The speech mechanism in vowels is described by a model that uses the physical properties of tubes. A tube is a simple apparatus that, if attached to a source of sound, can emit harmonic frequencies. When attached to a sound speaker at the end, the tube acts as a resonator that “has an infinite number of resonances, located at frequencies given by odd-quarter wavelength” (Kent and Read 14). The resonant frequencies of a tube closed at one end are calculated by using this formula (Johnson 96):

 Fn=\frac{(2n-1)c}{4L}

Where n is an integer, L is the length of the tube and c is the speed of sound (about 35,000 cm/sec).

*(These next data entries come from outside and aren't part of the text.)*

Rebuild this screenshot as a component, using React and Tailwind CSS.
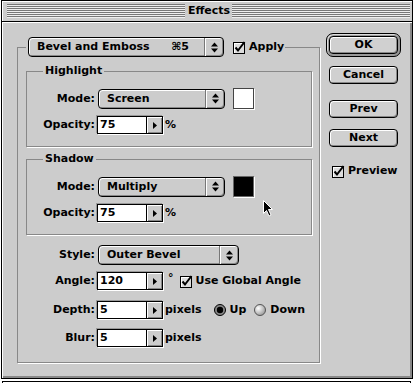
import React from 'react';

function UpDown() {
    return (
        <svg width="7" height="11" viewBox="0 0 7 11">
            <path d="M0 4.5L3.5 0.5L7 4.5Z" fill="#000" />
            <path d="M0 6.5L3.5 10.5L7 6.5Z" fill="#000" />
        </svg>
    );
}

function Popup({ label, hotkey, className }) {
    return (
        <div className={`flex h-[20px] shrink-0 rounded-[4px] border border-black bg-[#cccccc] shadow-[inset_1px_1px_0_#fff,inset_-1px_-1px_0_#888] ${className}`}>
            <div className="flex flex-1 items-center pl-[8px] pr-[15px]">
                <span>{label}</span>
                {hotkey && <span className="ml-auto">{hotkey}</span>}
            </div>
            <div className="flex w-[19px] items-center justify-center border-l border-[#777] shadow-[inset_1px_0_0_#fff]">
                <UpDown />
            </div>
        </div>
    );
}

function Field({ value, className }) {
    return (
        <div className={`flex h-[18px] w-[66px] shrink-0 border border-black bg-white shadow-[1px_1px_0_#fff,-1px_-1px_0_#999] ${className}`}>
            <div className="flex-1 pl-[2px] leading-[16px]">{value}</div>
            <div className="flex w-[16px] items-center justify-center border-l border-black bg-[#cccccc] shadow-[inset_1px_1px_0_#fff,inset_-1px_-1px_0_#888]">
                <svg width="4" height="7" viewBox="0 0 4 7">
                    <path d="M0 0L4 3.5L0 7Z" fill="#000" />
                </svg>
            </div>
        </div>
    );
}

function Check({ className }) {
    return (
        <svg className={`shrink-0 ${className}`} width="13" height="13" viewBox="0 0 13 13">
            <rect x="0.5" y="1.5" width="11" height="11" fill="#dddddd" stroke="#000" />
            <path d="M1 2.5H11M1.5 2.5V12" stroke="#fff" />
            <path d="M2.5 6.5L5 9.5L11.5 1" stroke="#000" strokeWidth="2" fill="none" />
        </svg>
    );
}

function Radio({ on, className }) {
    return (
        <svg className={`shrink-0 ${className}`} width="12" height="12" viewBox="0 0 12 12">
            <defs>
                <radialGradient id={on ? 'rOn' : 'rOff'} cx="0.35" cy="0.35" r="0.7">
                    <stop offset="0" stopColor="#ffffff" />
                    <stop offset="1" stopColor={on ? '#777777' : '#999999'} />
                </radialGradient>
            </defs>
            <circle cx="6" cy="6" r="5.5" fill={on ? '#888' : `url(#rOff)`} stroke={on ? '#000' : '#555'} />
            {on && <circle cx="6" cy="6" r="3.2" fill="#000" />}
        </svg>
    );
}

function Button({ children, className }) {
    return (
        <div className={`flex h-[18px] w-[69px] shrink-0 items-center justify-center rounded-[4px] border border-black bg-[#d0d0d0] shadow-[inset_1px_1px_0_#fff,inset_-1px_-1px_0_#888] ${className}`}>
            {children}
        </div>
    );
}

export default function App() {
    return (
        <div className="h-[383px] w-[415px] overflow-hidden bg-white font-['DejaVu_Sans',sans-serif] text-[11px] font-bold leading-[14px] text-black">
            <div className="relative ml-[1px] flex h-[379px] w-[412px] flex-col border border-black">
                {/* title bar */}
                <div className="flex h-[21px] shrink-0 border-b border-black bg-[#cccccc] pl-[5px] pr-[2px] pt-[3px] shadow-[inset_1px_1px_0_#fff]">
                    <div className="flex h-[14px] flex-1 items-center justify-center bg-[repeating-linear-gradient(to_bottom,#777_0px,#777_1px,#eeeeee_1px,#eeeeee_2px)]">
                        <span className="bg-[#cccccc] pl-[3px] pr-[2px] leading-[14px]">Effects</span>
                    </div>
                </div>

                <div className="flex flex-1 border-l border-t border-white bg-[#cccccc] shadow-[inset_-2px_-2px_0_#888]">
                    <fieldset className="ml-[14px] mt-[14px] h-[326px] w-[303px] shrink-0 border border-[#888888] pl-[8px] pr-[7px] shadow-[1px_1px_0_#fff]">
                        <legend className="flex items-center pl-[2px] pr-[1px]">
                            <Popup className="w-[196px]" label="Bevel and Emboss" hotkey="⌘5" />
                            <Check className="ml-[9px]" />
                            <span className="ml-[3px]">Apply</span>
                        </legend>

                        <fieldset className="mt-[7px] h-[83px] w-[286px] border border-[#888888] pl-[16px] shadow-[1px_1px_0_#fff]">
                            <legend className="px-[2px]">Highlight</legend>
                            <div className="mt-[10px] flex h-[21px] items-center">
                                <div className="w-[52px] text-right">Mode:</div>
                                <Popup className="ml-[3px] w-[127px]" label="Screen" />
                                <div className="ml-[8px] h-[21px] w-[21px] border border-[#444] bg-white shadow-[1px_1px_0_#fff]" />
                            </div>
                            <div className="mt-[7px] flex h-[18px] items-center">
                                <div className="w-[52px] text-right">Opacity:</div>
                                <Field className="ml-[2px]" value="75" />
                                <span className="ml-[2px]">%</span>
                            </div>
                        </fieldset>

                        <fieldset className="mt-[5px] h-[83px] w-[286px] border border-[#888888] pl-[16px] shadow-[1px_1px_0_#fff]">
                            <legend className="px-[2px]">Shadow</legend>
                            <div className="mt-[10px] flex h-[21px] items-center">
                                <div className="w-[52px] text-right">Mode:</div>
                                <Popup className="ml-[3px] w-[127px]" label="Multiply" />
                                <div className="ml-[8px] h-[21px] w-[21px] border border-[#666] bg-black shadow-[1px_1px_0_#fff]" />
                            </div>
                            <div className="mt-[7px] flex h-[18px] items-center">
                                <div className="w-[52px] text-right">Opacity:</div>
                                <Field className="ml-[2px]" value="75" />
                                <span className="ml-[2px]">%</span>
                            </div>
                        </fieldset>

                        <div className="mt-[10px] flex h-[20px] items-center">
                            <div className="w-[69px] text-right">Style:</div>
                            <Popup className="ml-[3px] w-[141px]" label="Outer Bevel" />
                        </div>
                        <div className="mt-[6px] flex h-[20px] items-center">
                            <div className="w-[69px] text-right">Angle:</div>
                            <Field className="ml-[2px]" value="120" />
                            <span className="ml-[5px] self-start">°</span>
                            <Check className="ml-[6px]" />
                            <span className="ml-[3px]">Use Global Angle</span>
                        </div>
                        <div className="mt-[9px] flex h-[20px] items-center">
                            <div className="w-[69px] text-right">Depth:</div>
                            <Field className="ml-[2px]" value="5" />
                            <span className="ml-[2px]">pixels</span>
                            <Radio on className="ml-[12px]" />
                            <span className="ml-[4px]">Up</span>
                            <Radio className="ml-[8px]" />
                            <span className="ml-[4px]">Down</span>
                        </div>
                        <div className="mt-[8px] flex h-[20px] items-center">
                            <div className="w-[69px] text-right">Blur:</div>
                            <Field className="ml-[2px]" value="5" />
                            <span className="ml-[2px]">pixels</span>
                        </div>
                    </fieldset>

                    <div className="flex flex-col items-start">
                        <div className="ml-[6px] mt-[10px] rounded-[7px] border border-black bg-[#999999] p-[2px] shadow-[inset_1px_1px_0_#ddd]">
                            <Button>OK</Button>
                        </div>
                        <Button className="ml-[9px] mt-[9px]">Cancel</Button>
                        <Button className="ml-[9px] mt-[16px]">Prev</Button>
                        <Button className="ml-[9px] mt-[11px]">Next</Button>
                        <div className="ml-[12px] mt-[17px] flex h-[14px] items-center">
                            <Check />
                            <span className="ml-[3px]">Preview</span>
                        </div>
                    </div>
                </div>

                {/* mouse pointer */}
                <svg className="absolute left-[261px] top-[199px]" width="11" height="17" viewBox="0 0 11 17">
                    <path d="M0.5 0.5V13.5L3.5 10.5L6 16L8 15L5.5 9.5H9.5Z" fill="#000" stroke="#fff" strokeWidth="1" />
                </svg>
            </div>
            <div className="ml-[2px] mt-[2px] h-[2px] w-[409px] border-l border-r border-t border-black" />
        </div>
    );
}
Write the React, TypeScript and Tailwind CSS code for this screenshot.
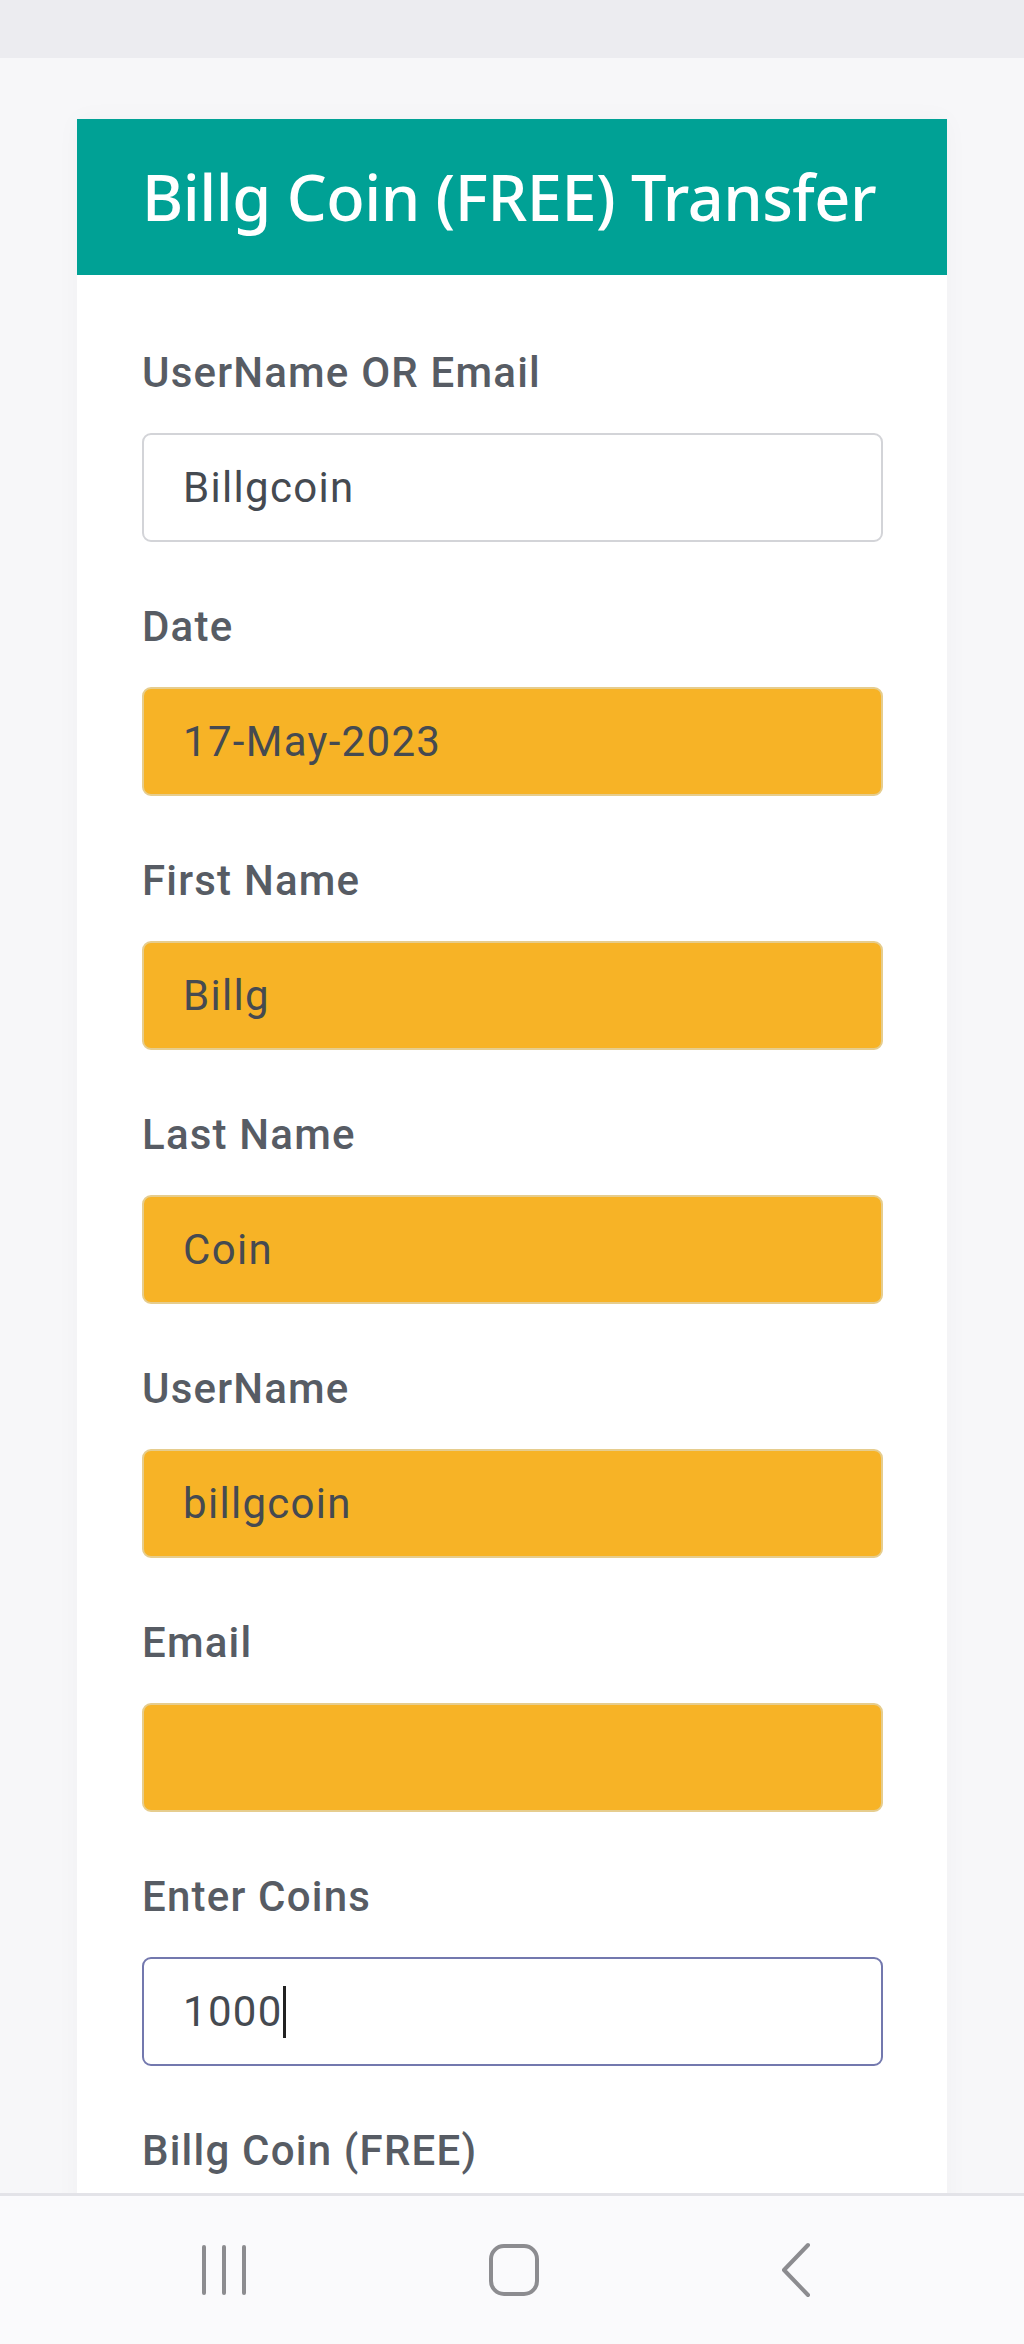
import React from 'react';

const fields: { label: string; value: string; kind: 'plain' | 'filled' | 'focus' }[] = [
  { label: 'UserName OR Email', value: 'Billgcoin', kind: 'plain' },
  { label: 'Date', value: '17-May-2023', kind: 'filled' },
  { label: 'First Name', value: 'Billg', kind: 'filled' },
  { label: 'Last Name', value: 'Coin', kind: 'filled' },
  { label: 'UserName', value: 'billgcoin', kind: 'filled' },
  { label: 'Email', value: '', kind: 'filled' },
  { label: 'Enter Coins', value: '1000', kind: 'focus' },
  { label: 'Billg Coin (FREE)', value: '', kind: 'plain' },
];

const boxStyles = {
  plain: 'bg-white border-[#d3d4d8]',
  filled: 'bg-[#f7b326] border-[#e6cd8e]',
  focus: 'bg-white border-[#7378ae]',
};

const Field = ({ label, value, kind }: (typeof fields)[number]) => (
  <div className="mb-[60px]">
    <div className="text-[42px] leading-[50px] font-medium text-[#575c64] tracking-[1.2px]">{label}</div>
    <div
      className={`mt-[35px] h-[109px] rounded-[9px] border-[2px] flex items-center pl-[39px] text-[42px] text-[#454a51] tracking-[1.3px] ${boxStyles[kind]}`}
    >
      <span>{value}</span>
      {kind === 'focus' && <span className="w-[3px] h-[52px] bg-[#222]" />}
    </div>
  </div>
);

const NavBar = () => (
  <div className="h-[151px] shrink-0 bg-[#fafafc] border-t-[3px] border-[#e3e3e8] flex items-center justify-between pl-[200px] pr-[212px]">
    <svg width="48" height="52" viewBox="0 0 48 52" fill="none" stroke="#8c8c90" strokeWidth="4" strokeLinecap="round">
      <line x1="4" y1="3" x2="4" y2="49" />
      <line x1="24" y1="3" x2="24" y2="49" />
      <line x1="44" y1="3" x2="44" y2="49" />
    </svg>
    <svg width="52" height="54" viewBox="0 0 52 54" fill="none" stroke="#8c8c90" strokeWidth="4">
      <rect x="3" y="3" width="46" height="48" rx="13" />
    </svg>
    <svg width="32" height="56" viewBox="0 0 32 56" fill="none" stroke="#8c8c90" strokeWidth="4" strokeLinecap="round" strokeLinejoin="round">
      <polyline points="28,3 4,28 28,53" />
    </svg>
  </div>
);

export default function App() {
  return (
    <div className="h-[2344px] w-[1024px] flex flex-col bg-[#f7f7f9] overflow-hidden" style={{ fontFamily: 'Roboto, "Noto Sans", sans-serif' }}>
      <div className="h-[58px] shrink-0 bg-[#ececf0]" />
      <div className="flex-1 overflow-hidden pt-[61px]">
        <div className="ml-[77px] w-[870px] bg-white shadow-[0_0_24px_rgba(0,0,0,0.03)]">
          <div className="h-[156px] bg-[#00a195] flex items-center pl-[65px]">
            <h1 className="text-[63px] font-medium text-white tracking-[-0.5px]" style={{ fontFamily: '"Noto Sans", Roboto, sans-serif' }}>
              Billg Coin (FREE) Transfer
            </h1>
          </div>
          <div className="pt-[73px] pl-[65px] pr-[64px]">
            {fields.map((f) => (
              <Field key={f.label} {...f} />
            ))}
          </div>
        </div>
      </div>
      <NavBar />
    </div>
  );
}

This was very interesting to me, so I decided to experiment with the formula in R language. The purpose was to calculate average frequencies of a vocal tract in the neutral configuration (a position of vocal organs where a tube without obstacles is created from the larynx to the lips). So, the formula written above in R looks like this:

freq <- ((2*i-1)*35000)/(4*tract.len)

For a given speed of sound c=35000, the formant number i and the tract length, we can calculate estimated formant values. As an example, we can insert L = 17.5 cm in the formula, the average length of human tract16 from glottis to lips (15). In this case the first formant, or the first resonance frequency, occurs at 500 Hz, the second at 1500 Hz, the third at 2500 Hz, and so on. Here is the output form R code located here:

> Resonance(17.5)
Tract length is 17.5 cm.
formant 1: 500 Hz
formant 2: 1500 Hz
formant 3: 2500 Hz
formant 4: 3500 Hz
formant 5: 4500 Hz

Of course, we can reverse the calculation; by entering formant frequency and the order of the formant we can calculate an average length:

prep <- 35000*((formant/2)-0.25)
length <- (prep/freq)

This is the result of  Length function of the code:

> Length(1000, 1)
Estimated tract length is 8.75 cm, where formant number 1 has value of 1000 Hz.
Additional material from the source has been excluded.